Boots Riley’s I’m A Virgo, which debuted this week on the same service, explores many of these same themes. The story revolves around Cootie (Jharrel Jerome), a giant teenager living in Riley’s hometown of Oakland, California. Although his size makes him stand out, to say the least, Cootie doesn’t want to be special. He just wants to hang out with his friends and his girlfriend Flora (Olivia Washington), eat dozens of fast-food burgers in one sitting, read comic books, and vibe.

But being a 13-foot-tall Black man makes Cootie a target. And soon, an arrogant Iron Man-type billionaire who calls himself The Hero (Walton Goggins) makes capturing Cootie — who the media depicts as a dangerous “thug” because of his race and size — a priority. I’m A Virgo’s story has all the hallmarks of a revisionist superhero tale: A fascist “hero” who’s essentially a cop on steroids, driven by corruption and bigotry. A misunderstood leading man driven to populist crime — in this case, destroying a device in the Oakland power plant that regularly causes rolling blackouts — by a society that wants to fetishize him and kill him at the same time.

Even Cootie’s relationship with his aunt and uncle, Martisse (Mike Epps) and Lafrancine (Carmen Ejogo), has elements of the classic “chosen one” narrative that, in a more conventional series, would see Cootie rising to his destiny as a gargantuan protector of Oakland’s oppressed. But I’m A Virgo is not a conventional superhero series, and Boots Riley does not believe in lone vigilantes, whether he agrees with their political views or not. Simply pointing out that “good” and “evil” are relative terms isn’t enough for Riley. He wants to shatter the superhero binary.

Cootie (Jharrel Jerome) sitting and holding up a comic and a phone, which are tiny in his hands in a still from I’m a Virgo Image: Prime Video
The Hero (Walton Goggins) fights someone dressed like a ninja with a sword in a still from I’m a Virgo Image: Prime Video

Riley is a longtime community organizer as well as a musician and a filmmaker; a member of both the DGA and the WGA, he’s been a vocal supporter of the current writers’ strike. In a recent interview with Wired, he said: “I’ve never been someone who has put forth the idea that we can make this gentler capitalism. I’ve always been someone that said we have to get rid of capitalism […] right now what we have to do is organize a labor movement, a mass militant, radical labor movement.” And that passion for, and sincere belief in, the power of collective action drives I’m A Virgo.

Compared to an exciting battle between two superpowered foes, community organizing is a long, slow, unglamorous process. This is dramatized in I’m A Virgo through the character of Jones (Kara Young), an activist and member of Cootie’s friend group. Jones is building a coalition to launch a general strike, a mass movement that unfolds in the background of the conflict between Cootie and The Hero. Several key conflicts in the series play out in front of picket lines, and at one point, Jones expresses her frustration with Cootie, telling him (in so many words) that all this cape bullshit is a distraction from the real work.

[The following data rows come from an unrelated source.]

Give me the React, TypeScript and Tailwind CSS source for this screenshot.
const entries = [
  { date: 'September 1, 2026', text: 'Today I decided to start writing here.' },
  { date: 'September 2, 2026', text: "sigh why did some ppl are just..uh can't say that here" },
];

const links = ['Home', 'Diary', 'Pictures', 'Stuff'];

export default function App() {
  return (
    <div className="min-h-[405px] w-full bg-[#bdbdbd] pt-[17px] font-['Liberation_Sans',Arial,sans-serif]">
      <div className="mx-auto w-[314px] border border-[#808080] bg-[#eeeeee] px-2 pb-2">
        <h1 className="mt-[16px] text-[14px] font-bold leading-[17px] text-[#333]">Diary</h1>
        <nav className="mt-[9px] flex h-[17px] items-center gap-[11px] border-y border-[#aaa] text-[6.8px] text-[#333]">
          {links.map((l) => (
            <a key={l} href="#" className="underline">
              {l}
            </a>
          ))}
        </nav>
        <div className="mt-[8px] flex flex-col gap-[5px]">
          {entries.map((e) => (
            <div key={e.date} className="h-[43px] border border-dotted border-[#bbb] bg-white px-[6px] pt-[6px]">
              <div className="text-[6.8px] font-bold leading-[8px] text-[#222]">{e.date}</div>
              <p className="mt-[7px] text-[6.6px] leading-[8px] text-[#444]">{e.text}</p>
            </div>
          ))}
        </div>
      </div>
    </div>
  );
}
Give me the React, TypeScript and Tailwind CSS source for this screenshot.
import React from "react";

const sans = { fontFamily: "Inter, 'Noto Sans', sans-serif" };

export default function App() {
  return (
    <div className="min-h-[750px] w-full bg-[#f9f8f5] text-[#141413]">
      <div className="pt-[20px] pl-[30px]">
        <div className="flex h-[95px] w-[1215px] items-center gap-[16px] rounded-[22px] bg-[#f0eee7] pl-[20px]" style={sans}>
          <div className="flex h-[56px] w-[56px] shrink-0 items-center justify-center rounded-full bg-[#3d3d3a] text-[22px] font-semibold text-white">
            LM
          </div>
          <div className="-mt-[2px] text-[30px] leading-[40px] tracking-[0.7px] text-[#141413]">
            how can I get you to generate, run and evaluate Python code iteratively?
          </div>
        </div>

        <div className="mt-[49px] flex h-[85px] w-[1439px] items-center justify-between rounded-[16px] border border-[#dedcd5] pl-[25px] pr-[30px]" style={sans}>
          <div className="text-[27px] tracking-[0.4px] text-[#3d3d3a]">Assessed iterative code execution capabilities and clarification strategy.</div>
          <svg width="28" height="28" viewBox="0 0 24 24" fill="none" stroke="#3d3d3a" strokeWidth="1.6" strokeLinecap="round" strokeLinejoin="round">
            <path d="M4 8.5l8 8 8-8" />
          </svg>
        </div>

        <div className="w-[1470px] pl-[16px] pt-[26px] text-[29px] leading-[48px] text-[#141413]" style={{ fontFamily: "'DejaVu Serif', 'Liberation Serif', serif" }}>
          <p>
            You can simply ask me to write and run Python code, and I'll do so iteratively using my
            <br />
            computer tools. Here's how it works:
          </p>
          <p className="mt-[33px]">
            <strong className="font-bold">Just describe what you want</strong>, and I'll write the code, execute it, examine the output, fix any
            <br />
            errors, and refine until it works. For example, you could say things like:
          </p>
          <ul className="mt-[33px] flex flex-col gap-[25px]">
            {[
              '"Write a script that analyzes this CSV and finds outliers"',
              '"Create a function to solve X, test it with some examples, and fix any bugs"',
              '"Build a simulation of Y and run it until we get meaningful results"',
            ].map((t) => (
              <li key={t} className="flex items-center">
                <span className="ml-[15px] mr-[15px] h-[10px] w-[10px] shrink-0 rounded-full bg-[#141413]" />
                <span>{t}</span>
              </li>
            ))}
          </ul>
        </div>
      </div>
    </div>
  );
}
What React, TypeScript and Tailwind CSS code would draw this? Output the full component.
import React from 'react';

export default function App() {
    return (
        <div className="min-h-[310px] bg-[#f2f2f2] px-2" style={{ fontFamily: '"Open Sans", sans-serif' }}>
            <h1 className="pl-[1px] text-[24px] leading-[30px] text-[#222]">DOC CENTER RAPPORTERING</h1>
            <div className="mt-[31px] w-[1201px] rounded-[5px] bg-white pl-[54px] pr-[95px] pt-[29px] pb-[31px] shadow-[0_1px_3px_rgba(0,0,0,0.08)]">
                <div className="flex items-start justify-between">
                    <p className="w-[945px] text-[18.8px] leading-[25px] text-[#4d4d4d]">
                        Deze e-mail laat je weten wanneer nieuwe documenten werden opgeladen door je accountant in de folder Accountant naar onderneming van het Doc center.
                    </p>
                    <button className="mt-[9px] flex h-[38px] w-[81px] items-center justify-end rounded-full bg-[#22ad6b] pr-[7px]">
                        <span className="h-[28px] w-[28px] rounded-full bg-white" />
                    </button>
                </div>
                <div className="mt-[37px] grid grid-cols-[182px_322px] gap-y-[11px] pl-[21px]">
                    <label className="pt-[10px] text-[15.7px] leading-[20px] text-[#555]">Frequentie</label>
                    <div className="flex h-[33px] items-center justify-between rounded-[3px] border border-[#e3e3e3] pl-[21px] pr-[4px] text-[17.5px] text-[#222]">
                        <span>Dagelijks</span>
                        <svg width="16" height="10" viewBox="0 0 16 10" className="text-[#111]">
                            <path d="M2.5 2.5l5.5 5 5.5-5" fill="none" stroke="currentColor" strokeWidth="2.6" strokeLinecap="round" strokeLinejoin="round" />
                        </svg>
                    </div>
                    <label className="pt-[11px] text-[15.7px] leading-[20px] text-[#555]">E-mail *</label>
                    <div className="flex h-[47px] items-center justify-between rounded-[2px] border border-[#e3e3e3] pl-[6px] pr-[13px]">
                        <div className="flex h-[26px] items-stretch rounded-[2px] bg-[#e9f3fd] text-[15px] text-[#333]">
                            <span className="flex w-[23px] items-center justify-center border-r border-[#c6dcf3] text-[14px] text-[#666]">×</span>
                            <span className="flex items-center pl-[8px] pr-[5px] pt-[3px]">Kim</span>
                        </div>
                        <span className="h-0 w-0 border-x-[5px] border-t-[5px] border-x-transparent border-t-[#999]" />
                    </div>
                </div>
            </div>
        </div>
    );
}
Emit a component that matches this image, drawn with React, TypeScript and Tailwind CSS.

And when Cootie is confronted by the limitations of his powers against a deeply entrenched, moneyed system, it’s Jones who steps in to defy The Hero. She does so not with fists or gadgets, but by breaking down exactly the role The Hero plays in upholding the capitalist system, and how his actions produce the disaffected underclass of “criminals” he’s sworn to fight. He’s creating the problem he claims he wants to solve.

Jones’ monologue on the cycle of unemployment, crime, policing, and corporate profit is a genuinely radical moment, especially on a show that was produced by Amazon — a company with its own fractious history of labor struggles. It’s an explicit call for viewers to question why we need to divide the world into good and evil in the first place, and who profits from that partition. I’m a Virgo presents a third option beyond heroes and villains, where citizens don’t have to wait for a hero to step up and save them. Instead, it asks: What would it look like for the people to save themselves?